DATASET EXTRACT
------------------------

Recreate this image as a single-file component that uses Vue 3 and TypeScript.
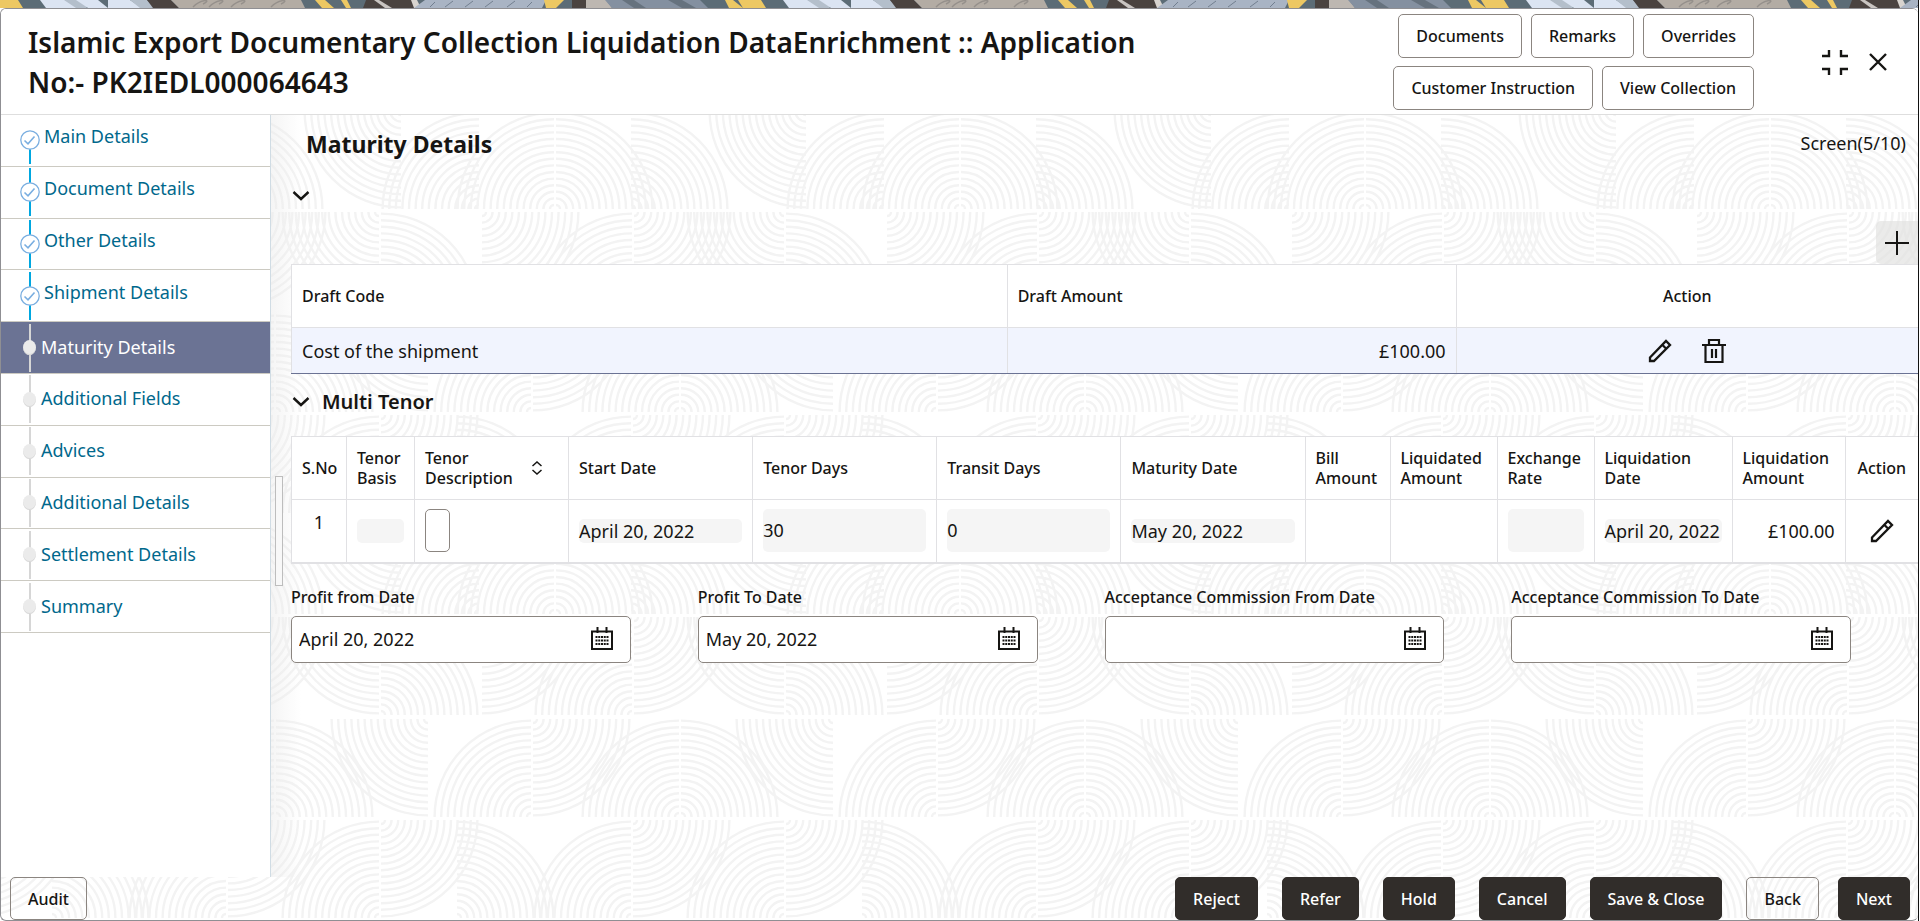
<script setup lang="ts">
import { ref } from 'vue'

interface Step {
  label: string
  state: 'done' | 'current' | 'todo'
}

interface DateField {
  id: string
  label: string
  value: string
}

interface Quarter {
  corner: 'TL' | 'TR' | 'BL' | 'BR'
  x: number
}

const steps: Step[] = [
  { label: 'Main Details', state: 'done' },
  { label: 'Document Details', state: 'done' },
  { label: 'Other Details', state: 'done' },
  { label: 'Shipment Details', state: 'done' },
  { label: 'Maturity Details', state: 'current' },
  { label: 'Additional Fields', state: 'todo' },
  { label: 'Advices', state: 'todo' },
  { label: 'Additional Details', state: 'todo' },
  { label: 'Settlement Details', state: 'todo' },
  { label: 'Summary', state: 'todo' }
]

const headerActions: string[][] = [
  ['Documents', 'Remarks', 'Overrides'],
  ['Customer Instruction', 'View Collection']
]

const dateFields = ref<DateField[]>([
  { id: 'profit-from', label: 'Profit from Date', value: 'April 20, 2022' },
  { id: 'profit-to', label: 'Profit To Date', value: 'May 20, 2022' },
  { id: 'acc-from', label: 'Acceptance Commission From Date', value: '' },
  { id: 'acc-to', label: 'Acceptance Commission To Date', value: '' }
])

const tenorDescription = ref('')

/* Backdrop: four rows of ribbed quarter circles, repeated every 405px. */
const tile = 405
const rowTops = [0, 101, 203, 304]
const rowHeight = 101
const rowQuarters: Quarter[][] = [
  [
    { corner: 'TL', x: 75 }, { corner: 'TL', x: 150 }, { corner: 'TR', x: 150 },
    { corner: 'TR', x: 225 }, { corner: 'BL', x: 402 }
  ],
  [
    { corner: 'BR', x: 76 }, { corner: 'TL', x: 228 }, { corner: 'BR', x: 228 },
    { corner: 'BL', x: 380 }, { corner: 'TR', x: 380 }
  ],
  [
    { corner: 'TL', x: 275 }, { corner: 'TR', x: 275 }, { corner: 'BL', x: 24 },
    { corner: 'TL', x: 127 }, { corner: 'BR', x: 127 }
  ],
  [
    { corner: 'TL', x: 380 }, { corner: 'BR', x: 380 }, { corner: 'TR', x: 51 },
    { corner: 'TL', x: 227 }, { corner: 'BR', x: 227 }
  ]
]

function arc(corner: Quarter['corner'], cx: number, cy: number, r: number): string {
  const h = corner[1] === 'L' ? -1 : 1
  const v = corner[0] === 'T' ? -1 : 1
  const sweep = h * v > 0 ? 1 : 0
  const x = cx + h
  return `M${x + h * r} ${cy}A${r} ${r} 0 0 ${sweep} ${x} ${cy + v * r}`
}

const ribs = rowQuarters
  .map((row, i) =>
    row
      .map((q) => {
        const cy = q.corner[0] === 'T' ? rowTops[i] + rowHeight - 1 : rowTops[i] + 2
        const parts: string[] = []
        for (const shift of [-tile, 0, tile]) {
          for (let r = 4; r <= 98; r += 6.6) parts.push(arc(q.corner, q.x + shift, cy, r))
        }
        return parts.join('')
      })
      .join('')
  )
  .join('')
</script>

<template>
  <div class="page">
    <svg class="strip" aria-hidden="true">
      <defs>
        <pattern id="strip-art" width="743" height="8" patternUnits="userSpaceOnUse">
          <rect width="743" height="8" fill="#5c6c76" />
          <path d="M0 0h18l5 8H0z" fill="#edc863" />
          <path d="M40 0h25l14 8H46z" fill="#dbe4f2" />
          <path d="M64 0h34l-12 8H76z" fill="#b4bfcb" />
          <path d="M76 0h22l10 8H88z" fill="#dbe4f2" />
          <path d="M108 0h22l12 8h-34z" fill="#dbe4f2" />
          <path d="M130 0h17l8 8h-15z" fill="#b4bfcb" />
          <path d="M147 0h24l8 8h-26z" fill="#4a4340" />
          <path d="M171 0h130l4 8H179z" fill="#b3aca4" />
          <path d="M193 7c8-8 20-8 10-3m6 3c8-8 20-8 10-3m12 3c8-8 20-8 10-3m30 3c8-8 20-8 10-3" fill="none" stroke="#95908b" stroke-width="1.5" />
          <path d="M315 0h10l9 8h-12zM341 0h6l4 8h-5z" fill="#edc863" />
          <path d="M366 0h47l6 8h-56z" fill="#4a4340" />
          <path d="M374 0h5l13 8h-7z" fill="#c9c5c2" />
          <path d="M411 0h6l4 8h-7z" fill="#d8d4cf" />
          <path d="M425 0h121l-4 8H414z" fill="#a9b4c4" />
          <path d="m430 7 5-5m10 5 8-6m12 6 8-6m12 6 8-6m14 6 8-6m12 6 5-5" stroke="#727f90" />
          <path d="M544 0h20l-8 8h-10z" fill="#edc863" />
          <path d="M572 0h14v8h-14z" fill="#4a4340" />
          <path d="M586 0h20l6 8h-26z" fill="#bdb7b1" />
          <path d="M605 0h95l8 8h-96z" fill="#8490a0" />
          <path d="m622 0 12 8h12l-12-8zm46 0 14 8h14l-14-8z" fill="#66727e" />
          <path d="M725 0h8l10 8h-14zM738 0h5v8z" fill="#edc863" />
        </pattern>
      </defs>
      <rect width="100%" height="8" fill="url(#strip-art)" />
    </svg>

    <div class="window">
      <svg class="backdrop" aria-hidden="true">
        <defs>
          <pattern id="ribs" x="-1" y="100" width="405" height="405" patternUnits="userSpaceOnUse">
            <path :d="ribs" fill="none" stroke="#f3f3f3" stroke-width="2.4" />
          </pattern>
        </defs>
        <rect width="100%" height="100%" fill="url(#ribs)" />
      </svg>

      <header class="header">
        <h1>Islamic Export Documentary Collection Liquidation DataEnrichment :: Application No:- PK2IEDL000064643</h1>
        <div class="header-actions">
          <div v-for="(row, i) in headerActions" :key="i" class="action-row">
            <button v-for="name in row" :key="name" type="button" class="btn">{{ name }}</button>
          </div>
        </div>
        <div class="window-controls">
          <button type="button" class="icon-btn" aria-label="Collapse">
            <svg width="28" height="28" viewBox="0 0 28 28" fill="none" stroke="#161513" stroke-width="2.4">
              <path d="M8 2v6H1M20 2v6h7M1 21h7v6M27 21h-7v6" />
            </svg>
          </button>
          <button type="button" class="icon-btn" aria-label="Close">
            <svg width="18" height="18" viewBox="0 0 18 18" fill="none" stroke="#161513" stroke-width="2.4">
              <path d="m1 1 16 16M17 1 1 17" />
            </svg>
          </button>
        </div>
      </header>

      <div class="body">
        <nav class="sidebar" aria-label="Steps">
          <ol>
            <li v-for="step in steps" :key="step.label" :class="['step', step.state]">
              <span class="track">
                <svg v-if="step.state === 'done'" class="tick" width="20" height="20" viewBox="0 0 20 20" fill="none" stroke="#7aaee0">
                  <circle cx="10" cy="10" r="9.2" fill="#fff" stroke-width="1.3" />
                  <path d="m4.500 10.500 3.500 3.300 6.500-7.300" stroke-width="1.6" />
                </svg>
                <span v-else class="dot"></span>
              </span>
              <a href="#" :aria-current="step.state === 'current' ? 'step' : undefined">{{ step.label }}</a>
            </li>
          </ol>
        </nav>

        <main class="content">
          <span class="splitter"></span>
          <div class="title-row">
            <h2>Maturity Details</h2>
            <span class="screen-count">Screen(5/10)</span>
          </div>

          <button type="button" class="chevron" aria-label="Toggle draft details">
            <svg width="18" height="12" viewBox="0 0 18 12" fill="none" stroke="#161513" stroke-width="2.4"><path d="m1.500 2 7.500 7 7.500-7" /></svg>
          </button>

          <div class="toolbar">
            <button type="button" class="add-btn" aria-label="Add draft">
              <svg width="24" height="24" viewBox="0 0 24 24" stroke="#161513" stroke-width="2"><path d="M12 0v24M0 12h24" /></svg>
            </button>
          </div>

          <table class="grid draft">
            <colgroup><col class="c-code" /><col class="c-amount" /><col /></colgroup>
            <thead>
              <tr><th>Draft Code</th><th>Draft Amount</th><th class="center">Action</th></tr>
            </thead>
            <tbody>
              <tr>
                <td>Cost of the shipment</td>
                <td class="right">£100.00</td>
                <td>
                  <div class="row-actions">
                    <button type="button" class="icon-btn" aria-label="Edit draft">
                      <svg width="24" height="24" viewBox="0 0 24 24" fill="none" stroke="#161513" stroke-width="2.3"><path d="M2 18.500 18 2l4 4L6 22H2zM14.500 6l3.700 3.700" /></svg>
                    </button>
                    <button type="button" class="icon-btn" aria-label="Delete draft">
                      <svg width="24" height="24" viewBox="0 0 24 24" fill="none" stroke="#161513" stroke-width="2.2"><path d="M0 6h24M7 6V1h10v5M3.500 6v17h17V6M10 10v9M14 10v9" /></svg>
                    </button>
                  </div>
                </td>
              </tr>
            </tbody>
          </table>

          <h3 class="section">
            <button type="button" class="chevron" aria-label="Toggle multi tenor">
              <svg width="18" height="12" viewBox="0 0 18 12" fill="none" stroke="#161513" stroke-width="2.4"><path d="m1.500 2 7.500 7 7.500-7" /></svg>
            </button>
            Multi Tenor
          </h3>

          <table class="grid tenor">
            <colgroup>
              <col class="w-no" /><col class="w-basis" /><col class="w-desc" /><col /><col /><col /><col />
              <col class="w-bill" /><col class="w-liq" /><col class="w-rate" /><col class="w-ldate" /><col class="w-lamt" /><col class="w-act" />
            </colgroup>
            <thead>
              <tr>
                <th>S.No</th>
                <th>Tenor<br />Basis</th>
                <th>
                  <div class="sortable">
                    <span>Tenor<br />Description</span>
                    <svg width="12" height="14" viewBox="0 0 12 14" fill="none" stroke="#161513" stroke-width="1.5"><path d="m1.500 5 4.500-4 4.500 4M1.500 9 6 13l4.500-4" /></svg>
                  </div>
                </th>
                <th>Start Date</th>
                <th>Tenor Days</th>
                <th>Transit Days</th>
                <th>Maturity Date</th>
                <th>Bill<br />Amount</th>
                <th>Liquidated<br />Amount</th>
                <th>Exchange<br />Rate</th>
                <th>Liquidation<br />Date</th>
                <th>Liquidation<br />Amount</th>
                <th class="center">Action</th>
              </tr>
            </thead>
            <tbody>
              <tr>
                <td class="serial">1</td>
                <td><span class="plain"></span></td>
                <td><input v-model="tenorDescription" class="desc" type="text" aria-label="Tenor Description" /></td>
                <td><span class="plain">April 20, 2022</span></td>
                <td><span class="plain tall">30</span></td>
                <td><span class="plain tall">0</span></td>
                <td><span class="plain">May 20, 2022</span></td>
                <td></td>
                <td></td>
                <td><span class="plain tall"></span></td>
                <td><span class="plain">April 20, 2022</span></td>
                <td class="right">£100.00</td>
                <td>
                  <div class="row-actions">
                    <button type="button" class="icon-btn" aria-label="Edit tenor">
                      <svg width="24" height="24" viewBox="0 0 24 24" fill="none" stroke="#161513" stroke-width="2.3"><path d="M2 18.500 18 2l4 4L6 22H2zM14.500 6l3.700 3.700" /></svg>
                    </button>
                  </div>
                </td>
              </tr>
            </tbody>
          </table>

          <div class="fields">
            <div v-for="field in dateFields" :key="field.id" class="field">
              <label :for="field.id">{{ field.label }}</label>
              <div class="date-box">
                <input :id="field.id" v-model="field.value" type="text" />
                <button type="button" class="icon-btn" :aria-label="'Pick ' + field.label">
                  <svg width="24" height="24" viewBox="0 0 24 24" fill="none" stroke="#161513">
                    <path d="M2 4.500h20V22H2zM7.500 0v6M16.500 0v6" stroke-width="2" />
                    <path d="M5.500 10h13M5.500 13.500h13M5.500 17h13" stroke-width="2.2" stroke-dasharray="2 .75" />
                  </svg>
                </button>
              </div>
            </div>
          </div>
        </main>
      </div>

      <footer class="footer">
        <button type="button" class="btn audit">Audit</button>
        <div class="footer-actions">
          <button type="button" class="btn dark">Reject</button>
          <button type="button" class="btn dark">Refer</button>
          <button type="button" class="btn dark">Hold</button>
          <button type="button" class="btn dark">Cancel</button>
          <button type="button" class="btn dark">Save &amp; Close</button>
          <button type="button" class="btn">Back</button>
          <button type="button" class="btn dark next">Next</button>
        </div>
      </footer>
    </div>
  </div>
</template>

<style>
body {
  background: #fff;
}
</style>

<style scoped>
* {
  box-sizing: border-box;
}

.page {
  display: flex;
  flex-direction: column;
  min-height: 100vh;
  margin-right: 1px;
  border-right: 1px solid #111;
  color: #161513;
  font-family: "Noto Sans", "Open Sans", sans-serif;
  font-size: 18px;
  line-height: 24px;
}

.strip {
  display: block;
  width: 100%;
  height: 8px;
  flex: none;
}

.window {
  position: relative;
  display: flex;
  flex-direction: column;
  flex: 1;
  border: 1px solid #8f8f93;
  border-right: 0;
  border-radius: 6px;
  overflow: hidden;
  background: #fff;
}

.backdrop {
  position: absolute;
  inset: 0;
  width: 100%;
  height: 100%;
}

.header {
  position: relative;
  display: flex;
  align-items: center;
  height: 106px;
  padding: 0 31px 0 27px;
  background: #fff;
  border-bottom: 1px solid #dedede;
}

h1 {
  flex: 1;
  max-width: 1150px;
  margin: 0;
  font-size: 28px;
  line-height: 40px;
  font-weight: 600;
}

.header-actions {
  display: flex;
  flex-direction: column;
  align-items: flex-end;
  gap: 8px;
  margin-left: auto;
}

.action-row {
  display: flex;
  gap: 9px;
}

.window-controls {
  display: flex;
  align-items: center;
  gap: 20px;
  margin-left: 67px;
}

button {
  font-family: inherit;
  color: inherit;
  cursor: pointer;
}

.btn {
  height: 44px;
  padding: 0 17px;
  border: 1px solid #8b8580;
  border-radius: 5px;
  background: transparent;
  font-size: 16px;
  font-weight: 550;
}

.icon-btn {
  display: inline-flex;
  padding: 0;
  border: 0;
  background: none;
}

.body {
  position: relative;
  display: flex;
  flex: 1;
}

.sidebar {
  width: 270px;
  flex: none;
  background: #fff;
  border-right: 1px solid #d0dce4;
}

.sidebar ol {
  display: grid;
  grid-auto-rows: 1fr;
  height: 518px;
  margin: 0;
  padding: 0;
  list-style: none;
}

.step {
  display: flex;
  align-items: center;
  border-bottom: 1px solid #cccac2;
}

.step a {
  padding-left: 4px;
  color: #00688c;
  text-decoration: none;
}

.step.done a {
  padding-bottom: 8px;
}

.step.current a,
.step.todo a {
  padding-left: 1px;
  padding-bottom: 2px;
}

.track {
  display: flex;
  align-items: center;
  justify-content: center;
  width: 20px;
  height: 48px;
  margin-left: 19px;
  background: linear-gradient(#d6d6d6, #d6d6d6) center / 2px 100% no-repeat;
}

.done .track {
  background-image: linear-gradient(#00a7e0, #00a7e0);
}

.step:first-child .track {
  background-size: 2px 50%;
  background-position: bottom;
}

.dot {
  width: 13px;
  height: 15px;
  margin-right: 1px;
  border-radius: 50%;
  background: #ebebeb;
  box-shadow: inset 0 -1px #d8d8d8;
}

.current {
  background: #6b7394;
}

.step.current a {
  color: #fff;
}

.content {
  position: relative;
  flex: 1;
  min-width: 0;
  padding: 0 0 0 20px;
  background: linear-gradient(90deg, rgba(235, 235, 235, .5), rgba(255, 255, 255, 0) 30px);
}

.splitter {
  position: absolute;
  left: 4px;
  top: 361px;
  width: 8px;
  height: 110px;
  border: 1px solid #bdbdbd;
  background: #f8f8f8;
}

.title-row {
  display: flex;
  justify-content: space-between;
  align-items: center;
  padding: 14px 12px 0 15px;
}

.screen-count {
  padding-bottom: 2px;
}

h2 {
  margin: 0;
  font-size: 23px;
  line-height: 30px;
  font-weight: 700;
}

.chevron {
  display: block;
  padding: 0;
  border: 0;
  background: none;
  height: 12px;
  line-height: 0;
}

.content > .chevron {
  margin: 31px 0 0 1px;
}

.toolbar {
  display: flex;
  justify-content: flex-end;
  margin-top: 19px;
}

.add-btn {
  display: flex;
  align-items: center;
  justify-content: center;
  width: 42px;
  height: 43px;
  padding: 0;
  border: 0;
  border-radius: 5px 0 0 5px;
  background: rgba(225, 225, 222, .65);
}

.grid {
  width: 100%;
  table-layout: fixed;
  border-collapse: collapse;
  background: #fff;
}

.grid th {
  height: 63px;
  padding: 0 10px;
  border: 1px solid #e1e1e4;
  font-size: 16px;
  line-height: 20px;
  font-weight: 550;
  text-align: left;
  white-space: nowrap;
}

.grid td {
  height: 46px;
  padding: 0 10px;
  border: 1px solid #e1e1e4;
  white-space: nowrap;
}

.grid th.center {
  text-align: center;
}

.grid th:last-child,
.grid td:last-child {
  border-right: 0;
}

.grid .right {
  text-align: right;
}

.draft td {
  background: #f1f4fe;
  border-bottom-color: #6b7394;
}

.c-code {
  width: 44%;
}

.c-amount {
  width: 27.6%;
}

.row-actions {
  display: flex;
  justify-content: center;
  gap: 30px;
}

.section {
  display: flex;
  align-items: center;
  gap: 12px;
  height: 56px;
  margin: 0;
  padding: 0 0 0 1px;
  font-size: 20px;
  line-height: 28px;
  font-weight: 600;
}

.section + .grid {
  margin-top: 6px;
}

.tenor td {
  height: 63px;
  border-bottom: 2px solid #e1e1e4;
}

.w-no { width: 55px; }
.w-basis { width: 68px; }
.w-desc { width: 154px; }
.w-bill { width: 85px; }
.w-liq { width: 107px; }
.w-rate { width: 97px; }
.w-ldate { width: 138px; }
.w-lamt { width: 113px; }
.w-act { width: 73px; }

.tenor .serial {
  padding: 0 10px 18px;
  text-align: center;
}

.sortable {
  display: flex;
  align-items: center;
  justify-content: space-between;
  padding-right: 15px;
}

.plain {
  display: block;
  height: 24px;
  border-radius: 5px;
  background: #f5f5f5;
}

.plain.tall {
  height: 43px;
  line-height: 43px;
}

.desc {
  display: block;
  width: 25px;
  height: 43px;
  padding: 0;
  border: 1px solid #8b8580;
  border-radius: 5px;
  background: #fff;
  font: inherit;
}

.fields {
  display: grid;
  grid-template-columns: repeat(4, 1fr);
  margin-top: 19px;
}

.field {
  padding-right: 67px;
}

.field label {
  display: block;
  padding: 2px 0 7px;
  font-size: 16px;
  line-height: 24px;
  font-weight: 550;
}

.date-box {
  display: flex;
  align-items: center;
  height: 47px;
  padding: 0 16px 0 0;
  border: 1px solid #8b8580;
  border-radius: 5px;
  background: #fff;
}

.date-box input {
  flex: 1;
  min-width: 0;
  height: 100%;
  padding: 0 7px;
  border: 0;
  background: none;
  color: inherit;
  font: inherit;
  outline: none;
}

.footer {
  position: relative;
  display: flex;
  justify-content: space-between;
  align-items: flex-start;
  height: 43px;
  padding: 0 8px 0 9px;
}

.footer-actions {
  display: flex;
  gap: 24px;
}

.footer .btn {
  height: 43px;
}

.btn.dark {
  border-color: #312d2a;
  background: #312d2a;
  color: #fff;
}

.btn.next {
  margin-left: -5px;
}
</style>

------------------------

TASK STATEMENT
Take the material above from its first line through the line holding "const tenorDescription = ref('')" and set it down exactly, without the pictures.

COMPLETE OUTPUT
Recreate this image as a single-file component that uses Vue 3 and TypeScript.
<script setup lang="ts">
import { ref } from 'vue'

interface Step {
  label: string
  state: 'done' | 'current' | 'todo'
}

interface DateField {
  id: string
  label: string
  value: string
}

interface Quarter {
  corner: 'TL' | 'TR' | 'BL' | 'BR'
  x: number
}

const steps: Step[] = [
  { label: 'Main Details', state: 'done' },
  { label: 'Document Details', state: 'done' },
  { label: 'Other Details', state: 'done' },
  { label: 'Shipment Details', state: 'done' },
  { label: 'Maturity Details', state: 'current' },
  { label: 'Additional Fields', state: 'todo' },
  { label: 'Advices', state: 'todo' },
  { label: 'Additional Details', state: 'todo' },
  { label: 'Settlement Details', state: 'todo' },
  { label: 'Summary', state: 'todo' }
]

const headerActions: string[][] = [
  ['Documents', 'Remarks', 'Overrides'],
  ['Customer Instruction', 'View Collection']
]

const dateFields = ref<DateField[]>([
  { id: 'profit-from', label: 'Profit from Date', value: 'April 20, 2022' },
  { id: 'profit-to', label: 'Profit To Date', value: 'May 20, 2022' },
  { id: 'acc-from', label: 'Acceptance Commission From Date', value: '' },
  { id: 'acc-to', label: 'Acceptance Commission To Date', value: '' }
])

const tenorDescription = ref('')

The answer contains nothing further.